When evaluating CDP options, consider these five points. 

Different CDP solutions have different strengths and weaknesses. Look at these five attributes and assess how the solution under consideration

  1. Data collection and ability to build a unified customer profile
  2. Ability to create audience segments from data
  3. The ability to predict and make or recommend decisions based on data
  4. Reporting, an area where most CDPs underperform
  5. The ability to integrate data from wherever it is sourced

Use an off-the-shelf consent management platform (CMP) to manage compliance. 

A CMP is essential for managing regulatory compliance. The best strategy is to implement an off-the-shelf solution. The solution provider is in a much better position to keep track of regulatory changes and to update the platform accordingly.

Consider adding or augmenting a Direct-to-Customer (D2C) sales channel if feasible. 

If a D2C sales channel is applicable to your business sector (e.g., consumer packaged goods), this can be a rich source of first- and zero-party data. A D2C channel allows you to build direct relationships with customers, which can cultivate trust and enhance loyalty and retention.
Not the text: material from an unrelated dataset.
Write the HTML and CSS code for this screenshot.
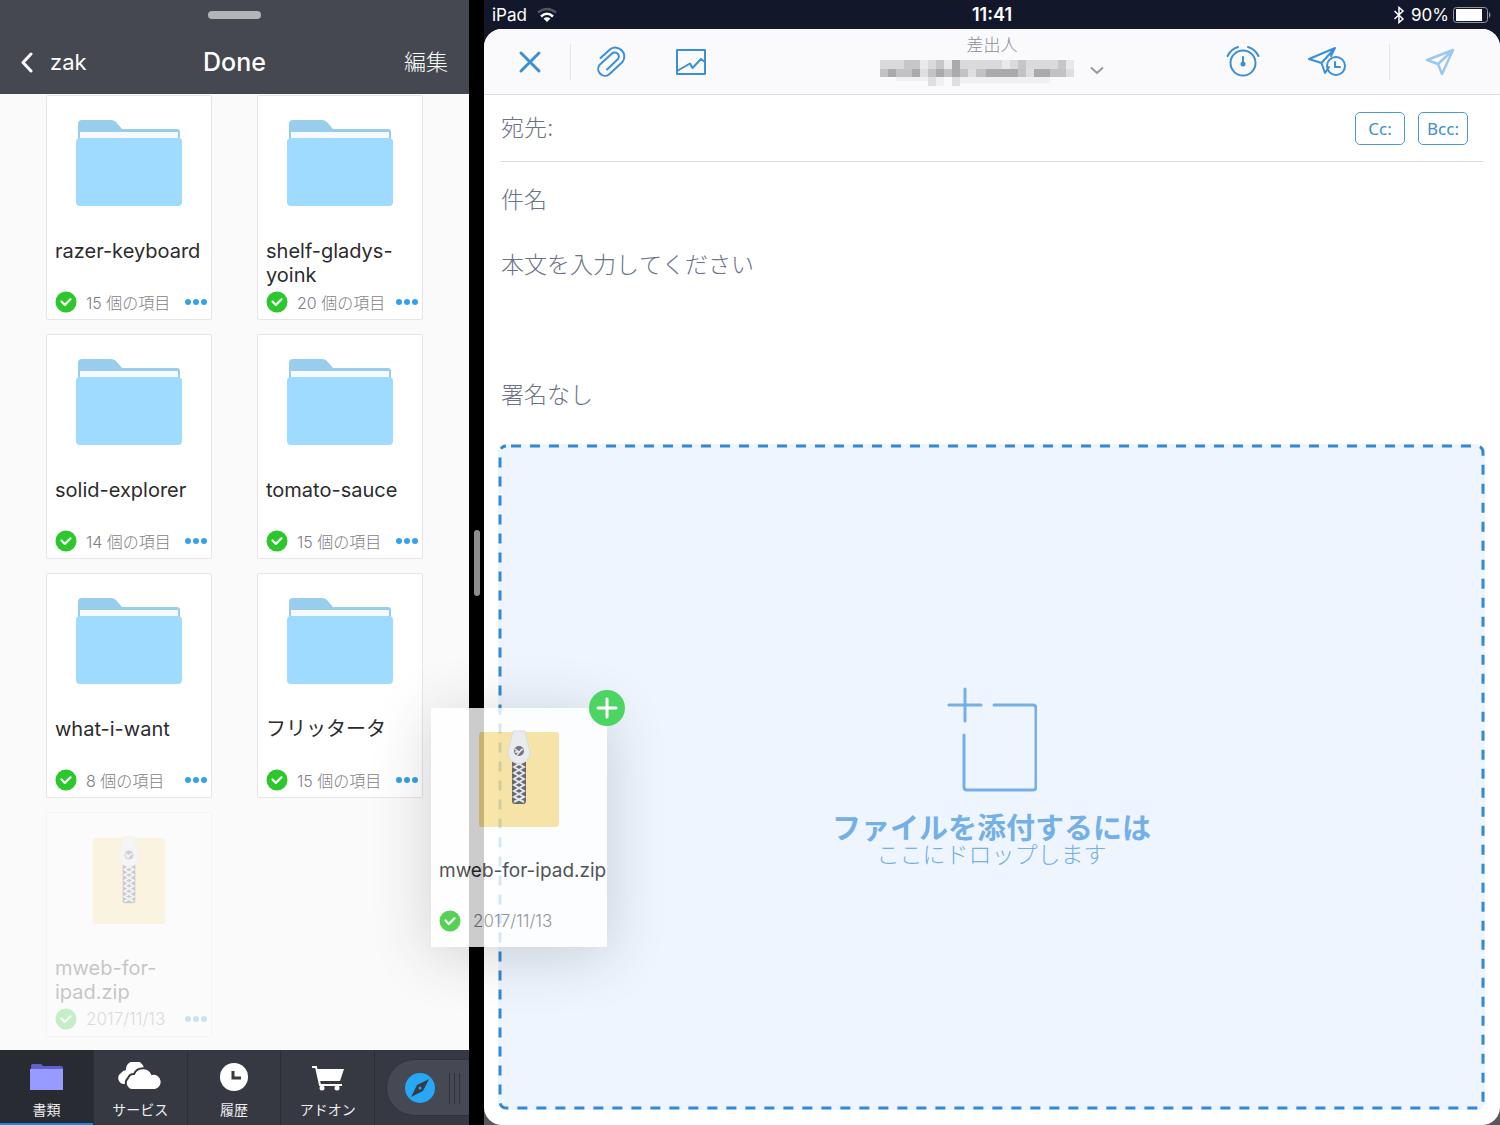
FILE: index.html
```html
<!DOCTYPE html>
<html lang="ja">
<head>
<meta charset="utf-8">
<meta name="viewport" content="width=device-width, initial-scale=1">
<title>Done</title>
<link rel="stylesheet" href="styles.css">
</head>
<body>
<svg class="defs" aria-hidden="true">
  <symbol id="folder" viewBox="0 0 106 86">
    <path fill="#98cdee" d="M2 18V4Q2 0 6 0H35Q38 0 40 2L46 9H101Q104 9 104 12V22H2Z"/>
    <path fill="#f6f9fd" d="M4 12H102V19H4Z"/>
    <rect y="18" width="106" height="68" rx="4" fill="#9fdbff"/>
  </symbol>
  <symbol id="check" viewBox="0 0 22 22">
    <circle cx="11" cy="11" r="10.500" fill="#2cc72d"/>
    <path d="M6.500 10.500l3.300 3.400 5.700-5.600" fill="none" stroke="#fff" stroke-width="2.200" stroke-linecap="round" stroke-linejoin="round"/>
  </symbol>
  <symbol id="dots" viewBox="0 0 22 6">
    <circle cx="3" cy="3" r="3"/><circle cx="11" cy="3" r="3"/><circle cx="19" cy="3" r="3"/>
  </symbol>
  <symbol id="zip" viewBox="0 0 80 97">
    <rect y="2" width="80" height="95" rx="3" fill="#f8df92"/>
    <rect x="33" y="24" width="14" height="50" rx="3" fill="#45454b"/>
    <path d="M35 31l10 6-10 6 10 6-10 6 10 6-10 6 10 5M45 31l-10 6 10 6-10 6 10 6-10 6 10 6-10 5" fill="none" stroke="#e3e3e8" stroke-width="2"/>
    <path d="M34 1H46L50 18A11 11 0 1 1 30 18Z" fill="#e9e9eb" stroke="#d8d5cf" stroke-width="1"/>
    <circle cx="40" cy="21" r="5" fill="#55565c"/>
    <path d="M36 19l4 3 4-3M38 25l5-6M36 22h4" stroke="#e9e9eb" stroke-width="1.500" fill="none"/>
  </symbol>
</svg>

<div class="split">
  <section class="files">
    <header class="files-header">
      <span class="grabber"></span>
      <div class="files-nav">
        <a class="back" href="#">
          <svg width="13" height="21" viewBox="0 0 13 21" fill="none" stroke="#fff" stroke-width="3" stroke-linecap="round" stroke-linejoin="round"><path d="M10 2L2 10.500L10 19"/></svg>
          <span>zak</span>
        </a>
        <h1>Done</h1>
        <button class="edit" type="button">編集</button>
      </div>
    </header>

    <main class="grid">
      <article class="card">
        <svg class="thumb"><use href="#folder"/></svg>
        <h2 class="name">razer-keyboard</h2>
        <div class="meta"><svg class="check"><use href="#check"/></svg><span class="count">15 個の項目</span><button class="more" type="button" aria-label="その他"><svg class="dots"><use href="#dots"/></svg></button></div>
      </article>
      <article class="card">
        <svg class="thumb"><use href="#folder"/></svg>
        <h2 class="name">shelf-gladys-yoink</h2>
        <div class="meta"><svg class="check"><use href="#check"/></svg><span class="count">20 個の項目</span><button class="more" type="button" aria-label="その他"><svg class="dots"><use href="#dots"/></svg></button></div>
      </article>
      <article class="card">
        <svg class="thumb"><use href="#folder"/></svg>
        <h2 class="name">solid-explorer</h2>
        <div class="meta"><svg class="check"><use href="#check"/></svg><span class="count">14 個の項目</span><button class="more" type="button" aria-label="その他"><svg class="dots"><use href="#dots"/></svg></button></div>
      </article>
      <article class="card">
        <svg class="thumb"><use href="#folder"/></svg>
        <h2 class="name">tomato-sauce</h2>
        <div class="meta"><svg class="check"><use href="#check"/></svg><span class="count">15 個の項目</span><button class="more" type="button" aria-label="その他"><svg class="dots"><use href="#dots"/></svg></button></div>
      </article>
      <article class="card">
        <svg class="thumb"><use href="#folder"/></svg>
        <h2 class="name">what-i-want</h2>
        <div class="meta"><svg class="check"><use href="#check"/></svg><span class="count">8 個の項目</span><button class="more" type="button" aria-label="その他"><svg class="dots"><use href="#dots"/></svg></button></div>
      </article>
      <article class="card">
        <svg class="thumb"><use href="#folder"/></svg>
        <h2 class="name">フリッタータ</h2>
        <div class="meta"><svg class="check"><use href="#check"/></svg><span class="count">15 個の項目</span><button class="more" type="button" aria-label="その他"><svg class="dots"><use href="#dots"/></svg></button></div>
      </article>
      <article class="card lifted">
        <svg class="thumb"><use href="#zip"/></svg>
        <h2 class="name">mweb-for-ipad.zip</h2>
        <div class="meta"><svg class="check"><use href="#check"/></svg><span class="count date">2017/11/13</span><button class="more" type="button" aria-label="その他"><svg class="dots"><use href="#dots"/></svg></button></div>
      </article>
    </main>

    <nav class="tabs">
      <a class="tab active" href="#">
        <svg width="44" height="30" viewBox="0 0 44 30"><path fill="#5f61cd" d="M7 8V4Q7 2 9 2H17L19 4H37Q39 4 39 6V8Z"/><path fill="#979bff" d="M6 7H39V28H6Z"/></svg>
        <span>書類</span>
      </a>
      <a class="tab" href="#">
        <svg width="44" height="30" viewBox="0 0 44 30"><path fill="#fff" d="M11 22H7A6 6 0 0 1 3 11A7 7 0 0 1 8 8A9 8 0 0 1 26 6L11 22Z"/><path fill="#fff" stroke="#363942" stroke-width="2" d="M14 28A7 7 0 0 1 10 16A6 6 0 0 1 16 12A10 10 0 0 1 34 12A8 8 0 0 1 37 28Z"/></svg>
        <span>サービス</span>
      </a>
      <a class="tab" href="#">
        <svg width="44" height="30" viewBox="0 0 44 30"><circle cx="22" cy="15" r="14" fill="#fff"/><path d="M21 9V16H29" fill="none" stroke="#363942" stroke-width="3"/></svg>
        <span>履歴</span>
      </a>
      <a class="tab" href="#">
        <svg width="44" height="30" viewBox="0 0 44 30"><path d="M6 5H10L14 23H36" fill="none" stroke="#fff" stroke-width="2"/><path fill="#fff" d="M10 7H38L34 19H13Z"/><circle cx="16" cy="26" r="2.500" fill="#fff"/><circle cx="31" cy="26" r="2.500" fill="#fff"/></svg>
        <span>アドオン</span>
      </a>
      <div class="browser">
        <button class="pill" type="button" aria-label="ブラウザ">
          <svg width="80" height="32" viewBox="0 0 80 32"><circle cx="16" cy="16" r="15" fill="#26a8f4"/><path fill="#363b45" fill-rule="evenodd" d="M25 7L19 19L7 25L13 13ZM16 14.500a1.500 1.500 0 1 0 0 3a1.500 1.500 0 0 0 0-3"/><path d="M45.500 1V32M50.500 1V32M55.500 1V32" stroke="#2e3139" stroke-width="1"/></svg>
        </button>
      </div>
    </nav>
  </section>

  <div class="divider"><span class="handle"></span></div>

  <section class="mail">
    <div class="status">
      <div class="status-left">
        <span>iPad</span>
        <svg width="20" height="16" viewBox="0 0 20 16" fill="none" stroke-width="2.500"><path d="M1 5.500Q10-1.500 19 5.500" stroke="#525665"/><path d="M4 9.500Q10 4 16 9.500" stroke="#fff"/><path fill="#fff" d="M6.500 11.500Q10 9 13.500 11.500L10 15Z"/></svg>
      </div>
      <strong>11:41</strong>
      <div class="status-right">
        <svg width="12" height="18" viewBox="0 0 12 18" fill="none" stroke="#fff" stroke-width="1.500"><path d="M1.500 5L10 13L6 16.500V1.500L10 5L1.500 13"/></svg>
        <span>90%</span>
        <svg width="40" height="18" viewBox="0 0 40 18"><rect x="1.500" y="1.500" width="34" height="15" rx="3" fill="none" stroke="#9496a0" stroke-width="1"/><rect x="4" y="3" width="26" height="12" fill="#fff"/><path fill="#9496a0" d="M37 6Q40 9 37 12Z"/></svg>
      </div>
    </div>

    <form class="sheet">
      <header class="toolbar">
        <div class="tools">
          <button class="tool close" type="button" aria-label="閉じる"><svg width="24" height="24" viewBox="0 0 24 24"><path stroke-width="3" d="M3 3L21 21M21 3L3 21"/></svg></button>
          <button class="tool clip" type="button" aria-label="添付"><svg width="32" height="34" viewBox="0 0 32 34"><path d="M5.500 13L15.500 4A9 9 0 0 1 27.500 17L14 29.500A6.800 6.800 0 0 1 4.500 20L17 8.500A4 4 0 0 1 22.500 14.500L12 24.500"/></svg></button>
          <button class="tool picture" type="button" aria-label="画像"><svg width="32" height="26" viewBox="0 0 32 26"><path d="M2 1H30V25H2ZM2 22L15 14.500L17.500 19L26 10L30 13"/></svg></button>
        </div>
        <div class="sender">
          <span class="sender-label">差出人</span>
          <button class="sender-address" type="button" aria-label="差出人を変更">
            <svg width="194" height="26" viewBox="0 0 194 26" shape-rendering="crispEdges">
              <path fill="#dadadc" d="M0 0H194V9H0Z"/>
              <path fill="#c2c2c4" d="M0 9H194V17H0Z"/>
              <path fill="#c6c6c8" d="M24 0h16v9h-16zM56 0h8v9h-8zM72 0h8v9h-8zM138 0h8v9h-8zM178 0h8v9h-8z"/>
              <path fill="#e9e9eb" d="M40 0h8v9h-8zM64 0h8v9h-8zM122 0h8v9h-8zM186 0h8v9h-8z"/>
              <path fill="#aaaaac" d="M8 9h8v8h-8zM32 9h8v8h-8zM56 9h8v8h-8zM72 0h8v17h-8zM106 9h32v8h-32zM154 9h16v8h-16z"/>
              <path fill="#dededf" d="M40 9h8v8h-8zM88 9h8v8h-8zM146 9h8v8h-8zM186 9h8v8h-8zM48 17h8v9h-8zM72 17h8v9h-8z"/>
              <path fill="#f0f0f2" d="M16 17h32v4h-32zM56 17h8v9h-8zM80 17h90v6h-90z"/>
            </svg>
            <svg class="chevron" width="14" height="9" viewBox="0 0 14 9" fill="none" stroke="#96979d" stroke-width="2"><path d="M1 1.500L7 7L13 1.500"/></svg>
          </button>
        </div>
        <div class="tools tools-end">
          <button class="tool alarm" type="button" aria-label="リマインダー"><svg width="34" height="34" viewBox="0 0 34 34"><circle cx="17" cy="18" r="12.500"/><path d="M1.500 11Q5 4 12 2M22 2Q29 4 32.500 11M17 12V19"/><circle cx="17" cy="19" r="1.500" fill="#3a8fd6"/></svg></button>
          <button class="tool later" type="button" aria-label="後で送信"><svg width="40" height="32" viewBox="0 0 40 32"><path d="M18 27L14.500 17L2 13L28 2L24 10M14.500 17L28 2M18 27L22 21"/><circle cx="29" cy="20" r="9"/><path d="M28 16V21H33"/></svg></button>
          <button class="tool send" type="submit" aria-label="送信" disabled><svg width="30" height="30" viewBox="0 0 30 30"><path stroke-width="2.500" d="M2 13L28 3L17 27L13 17ZM13 17L28 3"/></svg></button>
        </div>
      </header>

      <div class="to-row">
        <label for="to">宛先:</label>
        <input id="to" type="text">
        <button class="cc" type="button">Cc:</button>
        <button class="cc" type="button">Bcc:</button>
      </div>
      <input class="subject" type="text" placeholder="件名" aria-label="件名">
      <textarea class="message" placeholder="本文を入力してください" aria-label="本文"></textarea>
      <p class="signature">署名なし</p>

      <div class="dropzone">
        <svg class="outline" aria-hidden="true"><rect class="outline-rect" x="2" y="2" rx="6"/></svg>
        <svg width="90" height="105" viewBox="0 0 90 105" fill="none" stroke="#74b0e6" stroke-width="3" stroke-linecap="round"><path d="M2 18H34M18 2V34M47 18H86Q89 18 89 21V100Q89 103 86 103H20Q17 103 17 100V48"/></svg>
        <strong>ファイルを添付するには</strong>
        <span>ここにドロップします</span>
      </div>
    </form>
  </section>

  <div class="drag">
    <article class="drag-card">
      <svg class="drag-thumb"><use href="#zip"/></svg>
      <h2 class="name">mweb-for-ipad.zip</h2>
      <div class="meta"><svg class="check"><use href="#check"/></svg><span class="count date">2017/11/13</span></div>
    </article>
    <svg class="plus" viewBox="0 0 36 36"><circle cx="18" cy="18" r="18" fill="#4cd562"/><path d="M18 9V27M9 18H27" stroke="#fff" stroke-width="3" stroke-linecap="round"/></svg>
  </div>
</div>
</body>
</html>
```
FILE: styles.css
```css
* {
  box-sizing: border-box;
}

body {
  margin: 0;
  font-family: Inter, "Noto Sans CJK JP", sans-serif;
  background: #000;
}

h1, h2, p {
  margin: 0;
  font-weight: 400;
}

button {
  padding: 0;
  border: 0;
  background: none;
  font-family: inherit;
  color: inherit;
}

a {
  color: inherit;
  text-decoration: none;
}

svg {
  display: block;
  flex: none;
}

.defs {
  position: absolute;
  width: 0;
  height: 0;
}

.split {
  position: relative;
  display: grid;
  grid-template-columns: 469fr 15px 1016fr;
  min-height: 100vh;
  overflow: hidden;
}

/* File browser */

.files {
  display: flex;
  flex-direction: column;
  min-width: 0;
  background: #fafafb;
}

.files-header {
  display: flex;
  flex-direction: column;
  align-items: center;
  height: 94px;
  padding-top: 11px;
  background: #454850;
  color: #fff;
}

.grabber {
  width: 53px;
  height: 8px;
  border-radius: 4px;
  background: #b4b5b9;
}

.files-nav {
  display: grid;
  grid-template-columns: 1fr auto 1fr;
  align-items: center;
  align-self: stretch;
  padding: 27px 21px 0;
  line-height: 32px;
}

.back {
  display: flex;
  align-items: center;
  gap: 16px;
  font-size: 22px;
}

.files-nav h1 {
  font-size: 25px;
  font-weight: 500;
}

.edit {
  justify-self: end;
  font-size: 22px;
  font-weight: 300;
  line-height: 30px;
}

.grid {
  flex: 1;
  display: grid;
  grid-template-columns: 1fr 1fr;
  align-content: start;
  gap: 14px 45px;
  padding: 1px 46px 13px;
}

.card {
  display: flex;
  flex-direction: column;
  height: 225px;
  padding: 23px 8px 5px;
  border: 1px solid #e6e6e8;
  border-radius: 2px;
  background: #fff;
}

.lifted {
  opacity: 0.25;
}

.thumb {
  align-self: center;
  width: 106px;
  height: 88px;
  margin-bottom: 32px;
}

.name {
  height: 52px;
  font-size: 20px;
  line-height: 24px;
  color: #2b2b2d;
}

.meta {
  display: flex;
  align-items: center;
  height: 22px;
  margin-right: -4px;
  font-size: 16px;
  font-weight: 300;
  color: #7e7e82;
}

.check {
  width: 22px;
  height: 22px;
  margin-right: 9px;
}

.count {
  flex: 1;
  white-space: nowrap;
}

.date {
  font-size: 17px;
}

.dots {
  width: 22px;
  height: 6px;
  fill: #38a0e8;
}

.tabs {
  display: grid;
  grid-template-columns: repeat(5, 1fr);
  height: 75px;
  background: #363942;
}

.tab {
  display: flex;
  flex-direction: column;
  align-items: center;
  gap: 8px;
  padding-top: 12px;
  border-right: 1px solid #2b2e36;
  font-size: 14px;
  line-height: 20px;
  color: #eee;
}

.active {
  background: #282b32;
  box-shadow: inset 0 -2px #1e88dc;
}

.browser {
  min-width: 0;
  overflow: hidden;
  padding: 9px 0 9px 11px;
}

.pill {
  width: 120px;
  height: 57px;
  padding-left: 17px;
  border: 1px solid #30333b;
  border-radius: 29px;
  background: #454954;
}

/* Split view divider */

.divider {
  display: flex;
  align-items: center;
  justify-content: center;
  background: #000;
}

.handle {
  width: 6px;
  height: 66px;
  border-radius: 3px;
  background: #8e8e90;
}

/* Mail composer */

.mail {
  display: flex;
  flex-direction: column;
  min-width: 0;
  background: linear-gradient(#12172a 60px, #5b565c 60px);
}

.status {
  display: grid;
  grid-template-columns: 1fr auto 1fr;
  align-items: center;
  height: 29px;
  padding: 0 8px;
  font-size: 17px;
  color: #fff;
}

.status strong {
  font-size: 18px;
  font-weight: 600;
}

.status-left,
.status-right {
  display: flex;
  align-items: center;
  gap: 10px;
}

.status-right {
  justify-content: end;
  gap: 6px;
}

.status-right span + svg {
  margin-left: -3px;
}

.sheet {
  flex: 1;
  display: flex;
  flex-direction: column;
  overflow: hidden;
  border-radius: 18px;
  background: #fff;
}

.toolbar {
  display: grid;
  grid-template-columns: 1fr auto 1fr;
  align-items: center;
  height: 66px;
  border-bottom: 1px solid #dcdce0;
  background: #fafafc;
}

.tools {
  display: flex;
  align-items: center;
  padding-left: 16px;
}

.tools-end {
  justify-content: end;
  padding: 0 30px 0 0;
}

.tool {
  display: flex;
  align-items: center;
  justify-content: center;
  width: 60px;
  height: 36px;
  fill: none;
  stroke: #3a8fd6;
  stroke-width: 2;
  stroke-linecap: round;
  stroke-linejoin: round;
}

.close,
.later {
  box-sizing: content-box;
  border-right: 1px solid #e4e4e8;
}

.close {
  padding-right: 10px;
  margin-right: 10px;
}

.picture {
  margin-left: 20px;
}

.later {
  padding-right: 32px;
  margin: 0 20px 0 24px;
}

.send {
  stroke: #9cc8ee;
}

.sender {
  display: flex;
  flex-direction: column;
  align-items: center;
  gap: 3px;
  padding-bottom: 4px;
}

.sender-label {
  font-size: 17px;
  font-weight: 300;
  line-height: 24px;
  color: #8b8c92;
}

.sender-address {
  display: flex;
  align-items: center;
  gap: 16px;
}

.chevron {
  margin-bottom: 6px;
}

.to-row {
  display: flex;
  align-items: center;
  gap: 13px;
  height: 67px;
  margin: 0 17px;
  padding-right: 15px;
  border-bottom: 1px solid #dcdce0;
}

.to-row label,
.to-row input,
.subject,
.message,
.signature {
  font-family: inherit;
  font-size: 23px;
  font-weight: 300;
  font-kerning: none;
  line-height: 34px;
  color: #6c7386;
}

.to-row input {
  flex: 1;
  min-width: 0;
  padding: 0;
  border: 0;
  outline: 0;
}

.cc {
  width: 50px;
  height: 33px;
  border: 1px solid #4a9ad4;
  border-radius: 5px;
  font-family: "Noto Sans", sans-serif;
  font-size: 17px;
  color: #3d8fce;
}

.subject,
.message {
  margin: 0 17px;
  padding: 0;
  border: 0;
  outline: 0;
  background: none;
}

.subject {
  height: 76px;
}

.message {
  height: 128px;
  padding-top: 10px;
  resize: none;
}

.subject::placeholder,
.message::placeholder {
  color: #6c7386;
  opacity: 1;
}

.signature {
  margin: 12px 17px 32px;
}

.dropzone {
  position: relative;
  flex: 1;
  display: flex;
  flex-direction: column;
  align-items: center;
  justify-content: center;
  margin: 0 15px 15px 14px;
  border-radius: 8px;
  background: #eef5fe;
  color: #74b0e6;
}

.outline {
  position: absolute;
  inset: 0;
  width: 100%;
  height: 100%;
}

.outline-rect {
  width: calc(100% - 4px);
  height: calc(100% - 4px);
  fill: none;
  stroke: #3389d3;
  stroke-width: 3;
  stroke-dasharray: 10 9;
  stroke-dashoffset: 14;
}

.dropzone strong {
  margin-top: 23px;
  font-size: 29px;
  line-height: 28px;
}

.dropzone span {
  font-size: 23px;
  font-weight: 300;
  line-height: 24px;
}

/* File being dragged between the two apps */

.drag {
  position: absolute;
  top: 708px;
  left: 431px;
}

.drag-card {
  display: flex;
  flex-direction: column;
  width: 176px;
  height: 239px;
  padding: 22px 0 0 8px;
  background: #fff;
  box-shadow: 0 8px 60px rgba(0, 0, 0, 0.2);
  opacity: 0.8;
}

.drag-thumb {
  width: 80px;
  height: 97px;
  margin: 0 0 32px 40px;
}

.drag-card .name {
  height: 51px;
  font-size: 19px;
  white-space: nowrap;
}

.drag-card .count {
  margin-left: 3px;
}

.plus {
  position: absolute;
  top: -18px;
  right: -18px;
  width: 36px;
  height: 36px;
}
```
Prepare for the North Stars as you craft your customer 360 strategy today.

There are actions that can be taken now as first steps toward the North Stars. For example, identifying and deconstructing data silos are constructive steps toward achieving the unified customer view that characterizes a 360 strategy. As another example, segmentation is a steppingstone toward one-to-one personalization.

Are you ready to transition to a first- and zero- party strategy?

Learn about our readiness evaluation

The minimization or disappearance of third-party customer data can actually be a great advantage to businesses. Collecting and owning your customer data can allow you to experiment with marketing strategies that increase customer loyalty and advocacy. Gaining detailed knowledge of your customers will significantly deepen your relationship with them and offer invaluable insights to help drive your product design and innovation strategies.